Mektup
“Üvey olsaydım. Üzülmezdim. Kaderim derdim. Onu da diyemiyorum. Bu mektup, umudum. Yine de umudumu kesmiyorum”…
aygıdeğer büyüğüm,
Derdimi sana anlatmak istedim, anlatamadım. Beni yanına almadın. Dinlemedin. Hakkımın yendiğini bizzat söylemek ve adaletinden payımı almak ve adil olmana da vesile olmak istedim. Olmadı. Konuşamadım, bağırdım, çağırdım ama sesimi sana duyuramadım.
Çok ama çok kıymetli büyüğüm. Hani derdin ya:”Büyükler adil olmalıdır. Ben hepinize eşitim. Kimsenin hakkını yemem ve yedirmem.” Bizleri sana emanet olarak veren hâkimler hâkimi, bizlere yapılan yanlış ve haksızlıkların hesabını da sana soracaktır. Bile bile emanetine ihanet ettiriyorlar.
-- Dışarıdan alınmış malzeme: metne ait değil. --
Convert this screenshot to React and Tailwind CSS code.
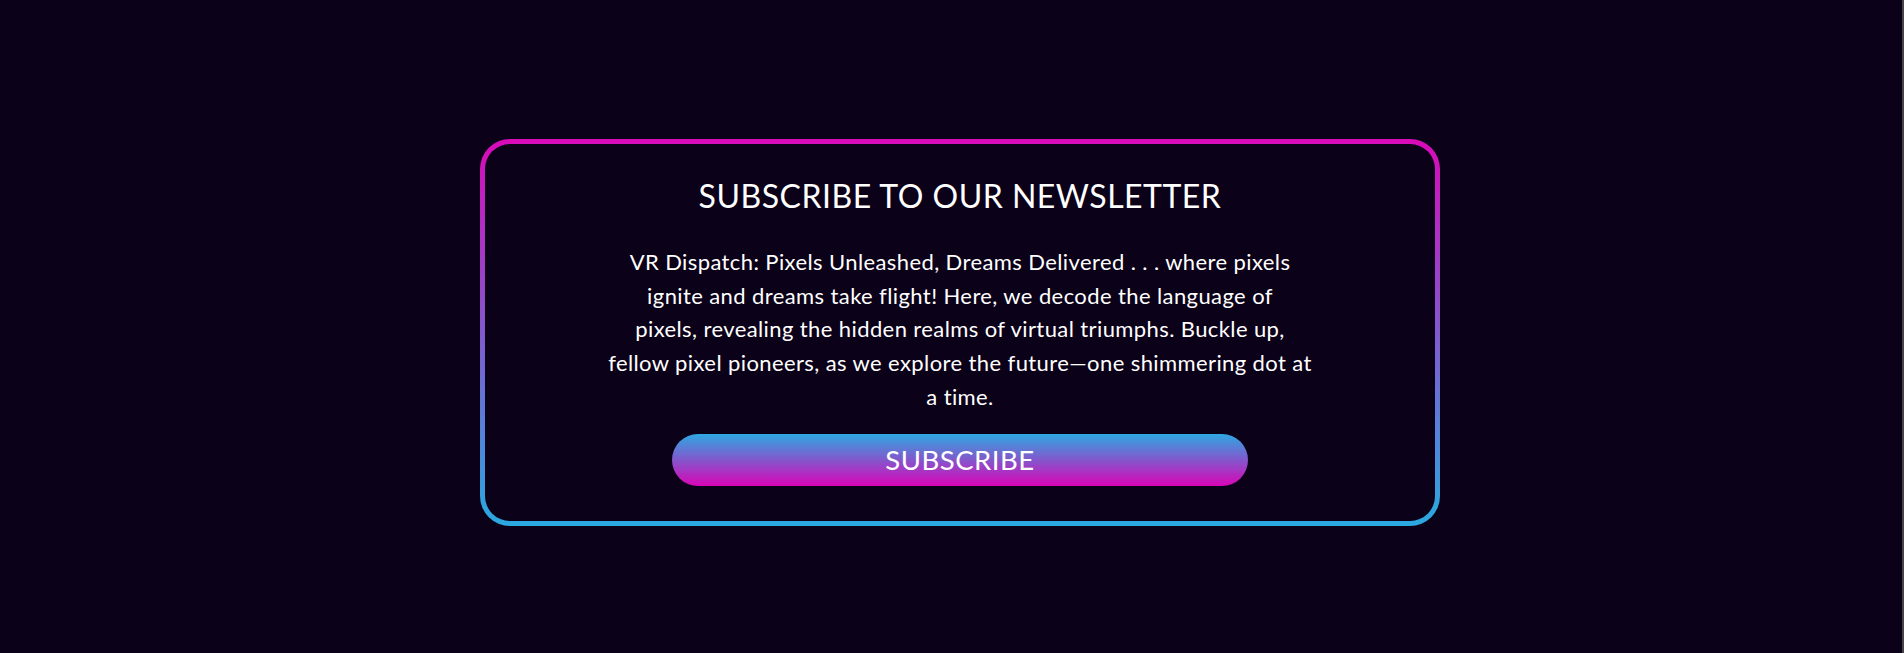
import React from 'react';

const lines = [
  'VR Dispatch: Pixels Unleashed, Dreams Delivered . . . where pixels',
  'ignite and dreams take flight! Here, we decode the language of',
  'pixels, revealing the hidden realms of virtual triumphs. Buckle up,',
  'fellow pixel pioneers, as we explore the future\u2014one shimmering dot at',
  'a time.',
];

const App = () => {
  return (
    <div
      className="h-[653px] w-full bg-[#0b0119] border-r-2 border-[#454545] pt-[139px] pl-[18px] flex justify-center items-start text-white"
      style={{ fontFamily: 'Lato, "Open Sans", sans-serif' }}
    >
      {/* Card with gradient border */}
      <div className="w-[960px] h-[387px] rounded-[30px] p-[5px] bg-linear-to-b/srgb from-[#d90ab9] to-[#2aa9e0]">
        <div className="h-full w-full rounded-[25px] bg-[#0b0119] flex flex-col items-center pt-[32px]">
          <h2 className="text-[32px] leading-[40px] tracking-[0.5px]">SUBSCRIBE TO OUR NEWSLETTER</h2>

          <p className="mt-[29px] w-[760px] text-center text-[22px] leading-[33.7px] tracking-[0.4px]">
            {lines.map((l, i) => (
              <span key={i} className="block">{l}</span>
            ))}
          </p>

          {/* Subscribe button */}
          <button className="mt-[20px] w-[576px] h-[52px] rounded-full bg-linear-to-b/srgb from-[#2ea8e2] to-[#d905b6] text-[27.5px] tracking-[0.5px] text-white">
            SUBSCRIBE
          </button>
        </div>
      </div>
    </div>
  );
};

export default App;
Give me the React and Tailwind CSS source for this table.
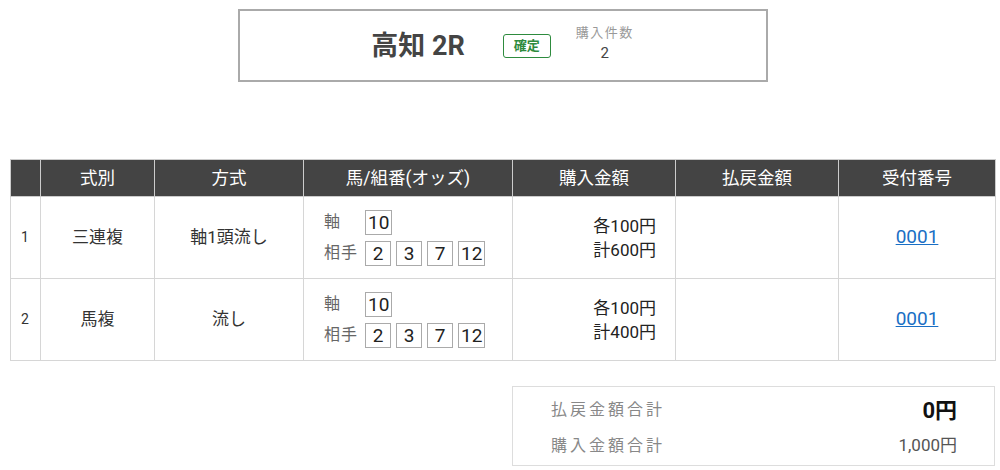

Hakkımı aldılar. Çaldılar. Hülle yaptılar. Yalancı şahit buldular ve beni haksız çıkardılar. Terazinin ayarını bozdular. Tartar gibi yaptılar da hakkımı kendilerine yazdılar. Yıllarca samimice çalışıp çabalayarak emek verdiğim her şeyimi elimden aldılar. Hatta çaldılar. Hırsız bunlar hırsız. Sana boyun büküp dürüst kardeş göründüklerine kanmayın. Öyle rol yapıyorlar ki; şeytanı bile aldatır bunlar. Nerde öğrendiler bilemiyorum ama hak yemede profesyonelleşmişler. Ben baş edemedim. Çarem kalmadı. Çare sendin ama sana da anlatamadım.
İçim yandı. Kolay değil yılların birikimini hak etmeyen birine haksız yere kaptırmak. Ben adaletine güveniyordum. Onu da hallettiler ki,”ben bir şey yapamam” dedi adalet efendi. Çocuklarım öfkelerinden kızarıyorlar. Ne olduğunu onlara da anlatamıyorum. Komşularım:”Bir şey yapmışsındır” diyorlar. Ben herkes böyle oldu “diyorum.”olmaz” diyorlar. “Büyüktür o böyle haksızlık yapmaz.”Onlara da anlatamıyorum.
Nefesim kesiliyor. Boğazım düğümleniyor. Yutkunamıyorum. Ağlayamıyorum da. Sanki içim yarılıyor. Keşke diyorum “Üvey olsaydım. Üzülmezdim. Kaderim derdim. Onu da diyemiyorum. Bu mektup, umudum. Yine de umudumu kesmiyorum. Zaten mahkemeler mahkemesine dava açtım. Dileğim, mahkemeye kalmadan hakkımı verirsen kusurun azalır. En azından adiller adili baş hâkim her yarattığının hakkını verecektir.